Start of RAW DATA

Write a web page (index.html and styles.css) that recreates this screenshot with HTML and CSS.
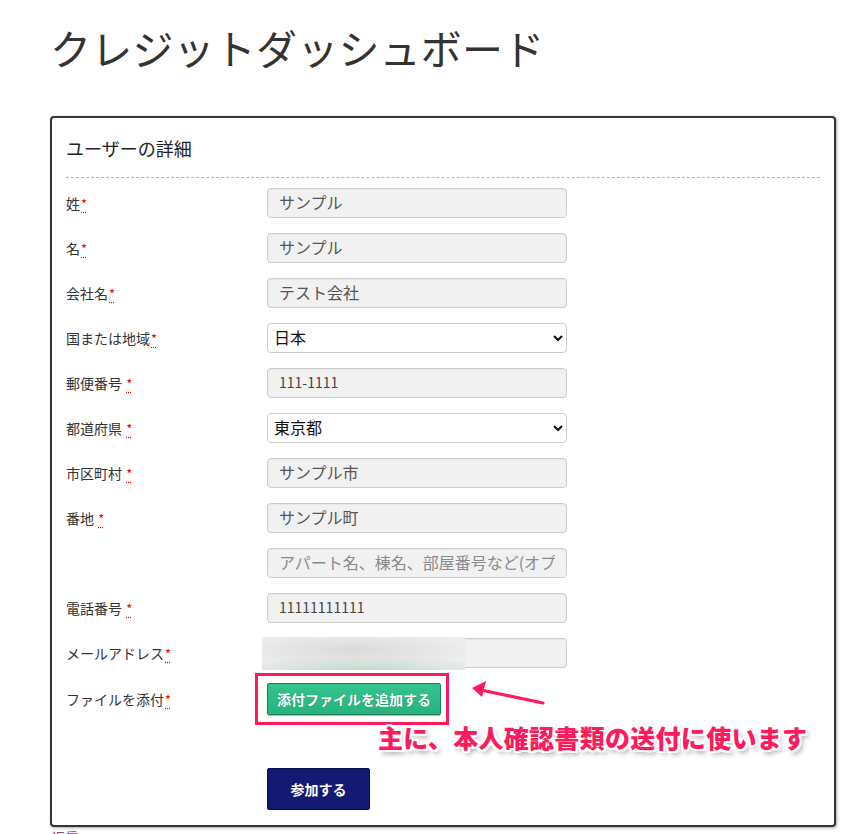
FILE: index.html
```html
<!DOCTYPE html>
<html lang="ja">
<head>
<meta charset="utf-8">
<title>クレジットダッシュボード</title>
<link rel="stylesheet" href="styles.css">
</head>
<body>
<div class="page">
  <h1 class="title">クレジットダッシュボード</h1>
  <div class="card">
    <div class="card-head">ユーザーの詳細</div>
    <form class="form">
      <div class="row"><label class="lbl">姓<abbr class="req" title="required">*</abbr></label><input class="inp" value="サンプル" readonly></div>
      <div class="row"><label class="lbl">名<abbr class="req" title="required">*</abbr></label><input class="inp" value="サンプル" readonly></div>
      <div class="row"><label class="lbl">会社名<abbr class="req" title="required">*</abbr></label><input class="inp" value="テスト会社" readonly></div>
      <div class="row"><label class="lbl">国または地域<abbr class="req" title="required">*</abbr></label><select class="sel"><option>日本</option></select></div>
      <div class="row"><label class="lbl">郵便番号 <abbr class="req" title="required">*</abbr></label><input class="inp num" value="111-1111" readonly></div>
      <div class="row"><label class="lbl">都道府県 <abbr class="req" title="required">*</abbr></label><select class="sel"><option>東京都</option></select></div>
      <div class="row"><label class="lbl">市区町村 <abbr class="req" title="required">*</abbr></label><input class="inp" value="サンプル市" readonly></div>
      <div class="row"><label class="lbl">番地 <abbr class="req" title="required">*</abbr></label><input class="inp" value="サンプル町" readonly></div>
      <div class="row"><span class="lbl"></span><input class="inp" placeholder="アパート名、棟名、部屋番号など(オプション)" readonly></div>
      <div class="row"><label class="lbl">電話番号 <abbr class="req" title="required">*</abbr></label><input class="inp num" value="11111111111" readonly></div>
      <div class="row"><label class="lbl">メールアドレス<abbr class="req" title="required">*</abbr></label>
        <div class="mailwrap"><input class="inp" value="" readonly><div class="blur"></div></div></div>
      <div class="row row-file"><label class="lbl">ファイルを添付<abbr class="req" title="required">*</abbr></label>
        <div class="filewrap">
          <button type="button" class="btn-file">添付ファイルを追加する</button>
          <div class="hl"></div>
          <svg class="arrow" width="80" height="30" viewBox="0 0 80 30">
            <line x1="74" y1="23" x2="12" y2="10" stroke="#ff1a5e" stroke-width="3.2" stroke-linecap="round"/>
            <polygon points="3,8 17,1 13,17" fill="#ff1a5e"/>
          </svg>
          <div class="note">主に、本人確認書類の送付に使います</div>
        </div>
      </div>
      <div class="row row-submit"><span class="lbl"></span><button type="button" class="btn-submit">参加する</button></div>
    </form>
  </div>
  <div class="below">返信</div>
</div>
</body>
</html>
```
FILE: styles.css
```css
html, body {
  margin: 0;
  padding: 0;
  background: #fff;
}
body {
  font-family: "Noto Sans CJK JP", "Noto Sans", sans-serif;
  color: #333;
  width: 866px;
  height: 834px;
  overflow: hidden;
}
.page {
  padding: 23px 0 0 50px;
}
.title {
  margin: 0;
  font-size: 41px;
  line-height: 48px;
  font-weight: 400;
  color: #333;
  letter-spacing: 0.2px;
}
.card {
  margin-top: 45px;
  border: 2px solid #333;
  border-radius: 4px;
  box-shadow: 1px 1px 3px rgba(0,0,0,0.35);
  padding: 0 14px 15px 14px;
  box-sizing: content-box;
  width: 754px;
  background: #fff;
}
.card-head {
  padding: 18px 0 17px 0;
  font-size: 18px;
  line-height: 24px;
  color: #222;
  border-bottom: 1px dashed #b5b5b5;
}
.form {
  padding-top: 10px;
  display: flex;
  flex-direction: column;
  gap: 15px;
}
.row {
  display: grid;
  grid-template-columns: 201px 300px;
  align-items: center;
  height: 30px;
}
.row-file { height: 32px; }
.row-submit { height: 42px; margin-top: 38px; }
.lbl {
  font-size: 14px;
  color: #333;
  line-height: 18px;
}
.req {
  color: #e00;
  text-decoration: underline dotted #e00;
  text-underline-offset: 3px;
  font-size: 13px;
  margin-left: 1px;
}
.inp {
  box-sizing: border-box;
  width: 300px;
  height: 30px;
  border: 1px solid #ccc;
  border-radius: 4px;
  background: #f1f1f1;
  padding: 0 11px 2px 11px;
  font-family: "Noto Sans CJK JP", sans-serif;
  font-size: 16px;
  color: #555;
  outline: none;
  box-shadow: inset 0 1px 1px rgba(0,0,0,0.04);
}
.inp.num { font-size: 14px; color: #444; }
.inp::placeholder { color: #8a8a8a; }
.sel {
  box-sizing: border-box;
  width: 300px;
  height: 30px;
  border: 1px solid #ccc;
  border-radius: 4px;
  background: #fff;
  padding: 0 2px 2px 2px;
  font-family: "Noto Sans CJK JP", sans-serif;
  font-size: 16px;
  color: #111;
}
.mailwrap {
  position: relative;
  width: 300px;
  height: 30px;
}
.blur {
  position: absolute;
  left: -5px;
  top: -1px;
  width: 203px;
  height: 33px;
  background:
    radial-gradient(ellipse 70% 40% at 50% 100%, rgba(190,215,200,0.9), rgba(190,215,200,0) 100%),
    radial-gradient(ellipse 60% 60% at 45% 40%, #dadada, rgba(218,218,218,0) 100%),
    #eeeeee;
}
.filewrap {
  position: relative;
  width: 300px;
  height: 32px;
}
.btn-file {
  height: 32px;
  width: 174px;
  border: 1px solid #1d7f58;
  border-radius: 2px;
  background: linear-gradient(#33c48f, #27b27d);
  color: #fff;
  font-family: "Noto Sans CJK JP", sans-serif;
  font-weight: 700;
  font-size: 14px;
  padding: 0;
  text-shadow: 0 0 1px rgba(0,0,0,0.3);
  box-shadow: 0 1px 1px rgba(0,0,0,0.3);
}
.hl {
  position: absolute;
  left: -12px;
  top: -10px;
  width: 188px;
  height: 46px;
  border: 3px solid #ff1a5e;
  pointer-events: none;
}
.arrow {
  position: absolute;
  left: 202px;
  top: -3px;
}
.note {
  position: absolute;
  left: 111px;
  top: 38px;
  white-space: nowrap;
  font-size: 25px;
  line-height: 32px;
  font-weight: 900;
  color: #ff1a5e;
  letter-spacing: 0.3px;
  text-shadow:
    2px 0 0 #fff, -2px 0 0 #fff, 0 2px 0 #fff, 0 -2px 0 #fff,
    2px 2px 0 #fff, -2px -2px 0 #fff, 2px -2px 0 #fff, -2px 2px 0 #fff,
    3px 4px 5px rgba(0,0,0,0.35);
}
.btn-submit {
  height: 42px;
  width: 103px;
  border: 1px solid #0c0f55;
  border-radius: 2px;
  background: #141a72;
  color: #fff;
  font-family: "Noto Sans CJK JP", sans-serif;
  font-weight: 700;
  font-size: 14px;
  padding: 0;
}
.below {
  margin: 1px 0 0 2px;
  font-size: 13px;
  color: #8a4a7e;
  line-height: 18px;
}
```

End of RAW DATA

PROBLEM DETAILS =>
Transcribe the full listing above exactly, with the images removed.

EXERCISE OUTPUT =>
Write a web page (index.html and styles.css) that recreates this screenshot with HTML and CSS.
FILE: index.html
```html
<!DOCTYPE html>
<html lang="ja">
<head>
<meta charset="utf-8">
<title>クレジットダッシュボード</title>
<link rel="stylesheet" href="styles.css">
</head>
<body>
<div class="page">
  <h1 class="title">クレジットダッシュボード</h1>
  <div class="card">
    <div class="card-head">ユーザーの詳細</div>
    <form class="form">
      <div class="row"><label class="lbl">姓<abbr class="req" title="required">*</abbr></label><input class="inp" value="サンプル" readonly></div>
      <div class="row"><label class="lbl">名<abbr class="req" title="required">*</abbr></label><input class="inp" value="サンプル" readonly></div>
      <div class="row"><label class="lbl">会社名<abbr class="req" title="required">*</abbr></label><input class="inp" value="テスト会社" readonly></div>
      <div class="row"><label class="lbl">国または地域<abbr class="req" title="required">*</abbr></label><select class="sel"><option>日本</option></select></div>
      <div class="row"><label class="lbl">郵便番号 <abbr class="req" title="required">*</abbr></label><input class="inp num" value="111-1111" readonly></div>
      <div class="row"><label class="lbl">都道府県 <abbr class="req" title="required">*</abbr></label><select class="sel"><option>東京都</option></select></div>
      <div class="row"><label class="lbl">市区町村 <abbr class="req" title="required">*</abbr></label><input class="inp" value="サンプル市" readonly></div>
      <div class="row"><label class="lbl">番地 <abbr class="req" title="required">*</abbr></label><input class="inp" value="サンプル町" readonly></div>
      <div class="row"><span class="lbl"></span><input class="inp" placeholder="アパート名、棟名、部屋番号など(オプション)" readonly></div>
      <div class="row"><label class="lbl">電話番号 <abbr class="req" title="required">*</abbr></label><input class="inp num" value="11111111111" readonly></div>
      <div class="row"><label class="lbl">メールアドレス<abbr class="req" title="required">*</abbr></label>
        <div class="mailwrap"><input class="inp" value="" readonly><div class="blur"></div></div></div>
      <div class="row row-file"><label class="lbl">ファイルを添付<abbr class="req" title="required">*</abbr></label>
        <div class="filewrap">
          <button type="button" class="btn-file">添付ファイルを追加する</button>
          <div class="hl"></div>
          <svg class="arrow" width="80" height="30" viewBox="0 0 80 30">
            <line x1="74" y1="23" x2="12" y2="10" stroke="#ff1a5e" stroke-width="3.2" stroke-linecap="round"/>
            <polygon points="3,8 17,1 13,17" fill="#ff1a5e"/>
          </svg>
          <div class="note">主に、本人確認書類の送付に使います</div>
        </div>
      </div>
      <div class="row row-submit"><span class="lbl"></span><button type="button" class="btn-submit">参加する</button></div>
    </form>
  </div>
  <div class="below">返信</div>
</div>
</body>
</html>
```
FILE: styles.css
```css
html, body {
  margin: 0;
  padding: 0;
  background: #fff;
}
body {
  font-family: "Noto Sans CJK JP", "Noto Sans", sans-serif;
  color: #333;
  width: 866px;
  height: 834px;
  overflow: hidden;
}
.page {
  padding: 23px 0 0 50px;
}
.title {
  margin: 0;
  font-size: 41px;
  line-height: 48px;
  font-weight: 400;
  color: #333;
  letter-spacing: 0.2px;
}
.card {
  margin-top: 45px;
  border: 2px solid #333;
  border-radius: 4px;
  box-shadow: 1px 1px 3px rgba(0,0,0,0.35);
  padding: 0 14px 15px 14px;
  box-sizing: content-box;
  width: 754px;
  background: #fff;
}
.card-head {
  padding: 18px 0 17px 0;
  font-size: 18px;
  line-height: 24px;
  color: #222;
  border-bottom: 1px dashed #b5b5b5;
}
.form {
  padding-top: 10px;
  display: flex;
  flex-direction: column;
  gap: 15px;
}
.row {
  display: grid;
  grid-template-columns: 201px 300px;
  align-items: center;
  height: 30px;
}
.row-file { height: 32px; }
.row-submit { height: 42px; margin-top: 38px; }
.lbl {
  font-size: 14px;
  color: #333;
  line-height: 18px;
}
.req {
  color: #e00;
  text-decoration: underline dotted #e00;
  text-underline-offset: 3px;
  font-size: 13px;
  margin-left: 1px;
}
.inp {
  box-sizing: border-box;
  width: 300px;
  height: 30px;
  border: 1px solid #ccc;
  border-radius: 4px;
  background: #f1f1f1;
  padding: 0 11px 2px 11px;
  font-family: "Noto Sans CJK JP", sans-serif;
  font-size: 16px;
  color: #555;
  outline: none;
  box-shadow: inset 0 1px 1px rgba(0,0,0,0.04);
}
.inp.num { font-size: 14px; color: #444; }
.inp::placeholder { color: #8a8a8a; }
.sel {
  box-sizing: border-box;
  width: 300px;
  height: 30px;
  border: 1px solid #ccc;
  border-radius: 4px;
  background: #fff;
  padding: 0 2px 2px 2px;
  font-family: "Noto Sans CJK JP", sans-serif;
  font-size: 16px;
  color: #111;
}
.mailwrap {
  position: relative;
  width: 300px;
  height: 30px;
}
.blur {
  position: absolute;
  left: -5px;
  top: -1px;
  width: 203px;
  height: 33px;
  background:
    radial-gradient(ellipse 70% 40% at 50% 100%, rgba(190,215,200,0.9), rgba(190,215,200,0) 100%),
    radial-gradient(ellipse 60% 60% at 45% 40%, #dadada, rgba(218,218,218,0) 100%),
    #eeeeee;
}
.filewrap {
  position: relative;
  width: 300px;
  height: 32px;
}
.btn-file {
  height: 32px;
  width: 174px;
  border: 1px solid #1d7f58;
  border-radius: 2px;
  background: linear-gradient(#33c48f, #27b27d);
  color: #fff;
  font-family: "Noto Sans CJK JP", sans-serif;
  font-weight: 700;
  font-size: 14px;
  padding: 0;
  text-shadow: 0 0 1px rgba(0,0,0,0.3);
  box-shadow: 0 1px 1px rgba(0,0,0,0.3);
}
.hl {
  position: absolute;
  left: -12px;
  top: -10px;
  width: 188px;
  height: 46px;
  border: 3px solid #ff1a5e;
  pointer-events: none;
}
.arrow {
  position: absolute;
  left: 202px;
  top: -3px;
}
.note {
  position: absolute;
  left: 111px;
  top: 38px;
  white-space: nowrap;
  font-size: 25px;
  line-height: 32px;
  font-weight: 900;
  color: #ff1a5e;
  letter-spacing: 0.3px;
  text-shadow:
    2px 0 0 #fff, -2px 0 0 #fff, 0 2px 0 #fff, 0 -2px 0 #fff,
    2px 2px 0 #fff, -2px -2px 0 #fff, 2px -2px 0 #fff, -2px 2px 0 #fff,
    3px 4px 5px rgba(0,0,0,0.35);
}
.btn-submit {
  height: 42px;
  width: 103px;
  border: 1px solid #0c0f55;
  border-radius: 2px;
  background: #141a72;
  color: #fff;
  font-family: "Noto Sans CJK JP", sans-serif;
  font-weight: 700;
  font-size: 14px;
  padding: 0;
}
.below {
  margin: 1px 0 0 2px;
  font-size: 13px;
  color: #8a4a7e;
  line-height: 18px;
}
```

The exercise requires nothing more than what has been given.